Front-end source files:
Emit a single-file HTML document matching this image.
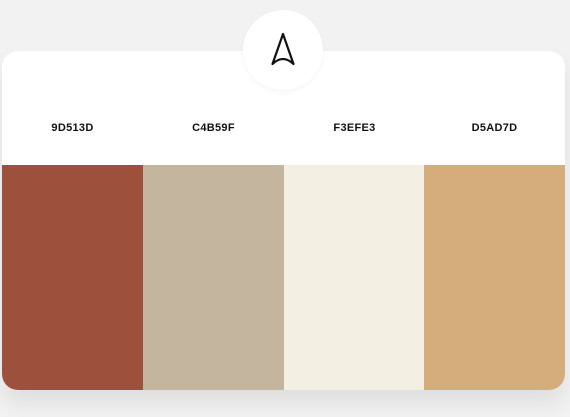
<!DOCTYPE html>
<html><head><style>
body{margin:0;width:570px;height:417px;background:#f2f2f2;position:relative;overflow:hidden;font-family:"Liberation Sans",sans-serif}
.card{position:absolute;left:2px;top:51px;width:563px;height:339px;background:#fff;border-radius:16px;overflow:hidden;box-shadow:0 14px 22px rgba(0,0,0,0.08)}
.lab{position:absolute;top:71px;width:141px;text-align:center;font-size:11px;font-weight:bold;color:#111;letter-spacing:0.3px}
.sw{position:absolute;top:114px;height:225px}
.circ{position:absolute;left:243px;top:10px;width:80px;height:80px;border-radius:50%;background:#fff;box-shadow:0 2px 6px rgba(0,0,0,0.04)}
</style></head><body>
<div class="card">
<div class="lab" style="left:0">9D513D</div>
<div class="lab" style="left:141px">C4B59F</div>
<div class="lab" style="left:282px">F3EFE3</div>
<div class="lab" style="left:422px">D5AD7D</div>
<div class="sw" style="left:0;width:141px;background:#9d513d"></div>
<div class="sw" style="left:141px;width:141px;background:#c4b59f"></div>
<div class="sw" style="left:282px;width:140px;background:#f3efe3"></div>
<div class="sw" style="left:422px;width:141px;background:#d5ad7d"></div>
</div>
<div class="circ"></div>
<svg style="position:absolute;left:263px;top:28px" width="40" height="44" viewBox="0 0 40 44">
<path d="M20 6 L9.5 36 M20 6 L30.5 36 M9.5 36 Q20 26 30.5 36" fill="none" stroke="#111" stroke-width="2.2" stroke-linecap="round" stroke-linejoin="round"/>
</svg>
</body></html>
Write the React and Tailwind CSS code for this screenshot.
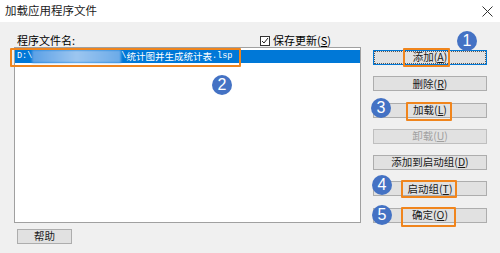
const orange = "absolute border-2 border-[#f0851d] rounded-[1px] pointer-events-none";
const dot =
  "absolute w-[20px] h-[20px] rounded-full bg-[#4472c4] text-white flex items-center justify-center text-[16px] font-['Liberation_Sans',sans-serif] leading-none";

function Btn({ children, disabled, focused, className = "" }) {
  return (
    <div
      className={`h-[15px] flex items-center justify-center text-[10.5px] leading-none border ${
        focused ? "border-[#0078d7]" : "border-[#adadad]"
      } bg-[#e1e1e1] ${disabled ? "text-[#a0a0a0] bg-[#cccccc] border-[#bfbfbf]" : "text-[#1a1a1a]"} ${className}`}
    >
      {focused ? (
        <div className="w-full h-full border border-dotted border-[#555] flex items-center justify-center">
          {children}
        </div>
      ) : (
        children
      )}
    </div>
  );
}

export default function App() {
  return (
    <div className="relative w-[500px] h-[253px] overflow-hidden bg-[#f0f0f0] font-['Noto_Sans_CJK_SC',sans-serif] text-black select-none">
      {/* title bar */}
      <div className="h-[22px] bg-white flex items-center justify-between pl-[5px] pr-[7px]">
        <span className="text-[11.5px] text-[#1a1a1a]">加载应用程序文件</span>
        <svg width="11" height="11" viewBox="0 0 11 11" stroke="#333" strokeWidth="1">
          <path d="M0.5 0.5l10 10M10.5 0.5l-10 10" />
        </svg>
      </div>

      <div className="flex pl-[14px]">
        {/* left column */}
        <div className="w-[347px] flex flex-col">
          <div className="h-[25px] flex items-end pb-[1px] justify-between">
            <span className="pl-[3px] text-[11px] leading-none">程序文件名:</span>
            <label className="flex items-center gap-[3px] mr-[30px] text-[11px] leading-none">
              <span className="w-[10px] h-[10px] border border-[#333] bg-white flex items-center justify-center">
                <svg width="8" height="8" viewBox="0 0 8 8">
                  <path d="M1 4l2 2 4-5" fill="none" stroke="#222" strokeWidth="1" />
                </svg>
              </span>
              <span>
                保存更新(<span className="underline">S</span>)
              </span>
            </label>
          </div>
          <div className="h-[176px] border border-[#a0a0a0] bg-white pt-[2px]">
            <div className="h-[13px] bg-[#0078d7] text-white leading-none flex items-center pl-[2px]">
              <span className="font-['Liberation_Mono',monospace] text-[8.5px]">D:\</span>
              <span className="w-[89px] h-full bg-gradient-to-r from-[#5aa0e6] via-[#9cc6f0] to-[#6aaae8] blur-[1px]" />
              <span className="font-['Liberation_Mono',monospace] text-[8.5px]">\</span>
              <span className="text-[9.5px]">统计图并生成统计表</span>
              <span className="font-['Liberation_Mono',monospace] text-[8.5px]">.lsp</span>
            </div>
          </div>
          <div className="mt-[6px] ml-[3px]">
            <Btn className="w-[55px]">帮助</Btn>
          </div>
        </div>

        {/* right column */}
        <div className="ml-[12px] w-[114px] flex flex-col gap-[11.3px] pt-[28px]">
          <Btn focused>
            添加(<span className="underline">A</span>)
          </Btn>
          <Btn>
            删除(<span className="underline">R</span>)
          </Btn>
          <Btn>
            加载(<span className="underline">L</span>)
          </Btn>
          <Btn disabled>
            卸载(<span className="underline">U</span>)
          </Btn>
          <Btn>
            添加到启动组(<span className="underline">D</span>)
          </Btn>
          <Btn>
            启动组(<span className="underline">T</span>)
          </Btn>
          <Btn>
            确定(<span className="underline">O</span>)
          </Btn>
        </div>
      </div>

      {/* annotations */}
      <div className={`${orange} left-[10px] top-[48px] w-[231px] h-[19px]`} />
      <div className={`${orange} left-[403px] top-[48px] w-[47px] h-[19px]`} />
      <div className={`${orange} left-[406px] top-[102px] w-[46px] h-[19px]`} />
      <div className={`${orange} left-[401px] top-[180px] w-[56px] h-[18px]`} />
      <div className={`${orange} left-[401px] top-[207px] w-[55px] h-[20px]`} />

      <div className={`${dot} left-[457px] top-[31px]`}>1</div>
      <div className={`${dot} left-[212px] top-[75px]`}>2</div>
      <div className={`${dot} left-[371px] top-[98px]`}>3</div>
      <div className={`${dot} left-[372px] top-[175px]`}>4</div>
      <div className={`${dot} left-[372px] top-[205px]`}>5</div>
    </div>
  );
}
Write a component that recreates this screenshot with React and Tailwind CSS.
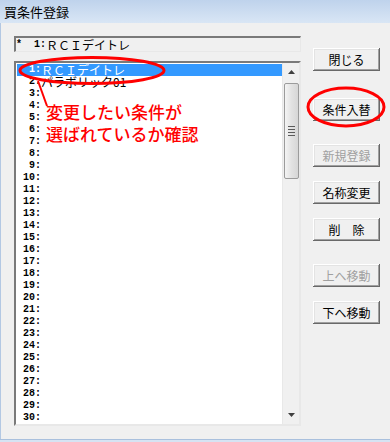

Exercise: Exactly the lines starting at the line containing "Write the React" and ending at the line containing "w-[20px] h-[20px] rounded-full" should be transcribed, both included; omit the pictures.

Written response:
Write the React and Tailwind CSS code for this screenshot.
const orange = "absolute border-2 border-[#f0851d] rounded-[1px] pointer-events-none";
const dot =
  "absolute w-[20px] h-[20px] rounded-full bg-[#4472c4] text-white flex items-center justify-center text-[16px] font-['Liberation_Sans',sans-serif] leading-none";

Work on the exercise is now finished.